Other factors to consider when comparing rates of AEFIs
Keep in mind the other confounding factors that may influence the comparison of rates of adverse events.
A confounding factor is anything that is coincidentally associated with an event (in this case, an AEFI), which may mislead the investigator into wrongly concluding that the factor is influencing the rate of an adverse vaccine reaction. Here are some factors to consider when comparing one observed AEFI rate with another. Click on each factor to see how it may confound the results of the AEFI investigation.
Although a vaccine may have the same antigens, different manufacturers may produce vaccines (or 'lots' of the same vaccine) that differ substantially in their composition, including the presence of an adjuvant or other components. These variations result in vaccines with different reactogenicity (the ability to cause vaccine reactions), which in turn affects the comparison of their vaccine attributable rates.
The same vaccine given to different age groups may result in different vaccine-attributable rates. For example, MMR vaccine given to infants may cause febrile convulsions.
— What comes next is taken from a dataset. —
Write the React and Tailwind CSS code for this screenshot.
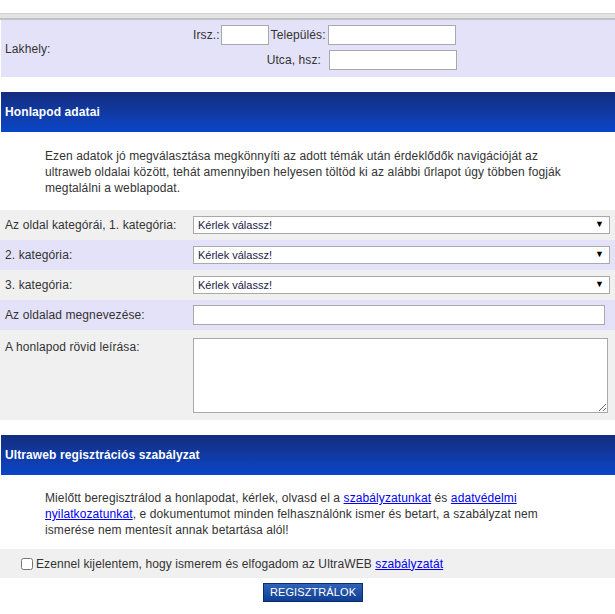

This symptom does, however, not occur in adolescents who are given the same vaccine.
The same vaccine given as a 'primary dose' may have a different reactogenicity profile than when it is given as a 'booster dose'. For example, the DTaP vaccine given as a primary dose is less likely to result in extensive limb swelling when compared with this same vaccine given as a booster dose.
Adverse events may be defined differently in research studies that do not stick to the same case definition. Not using standardized case definitions may consequently affect the estimation of the AEFI rate.
The way that surveillance data is collected may alter the rate. For example, surveillance data may be collected actively or passively, using pre- or post-licensure clinical trials, with or without randomization and placebo controls.
The background rate of certain events may differ between communities. This can influence the observed rate even though the vaccine attributable rate is the same in both communities. For example, reports of death post-vaccination may be higher in a country that has a higher background rate of deaths due to coincidental infection.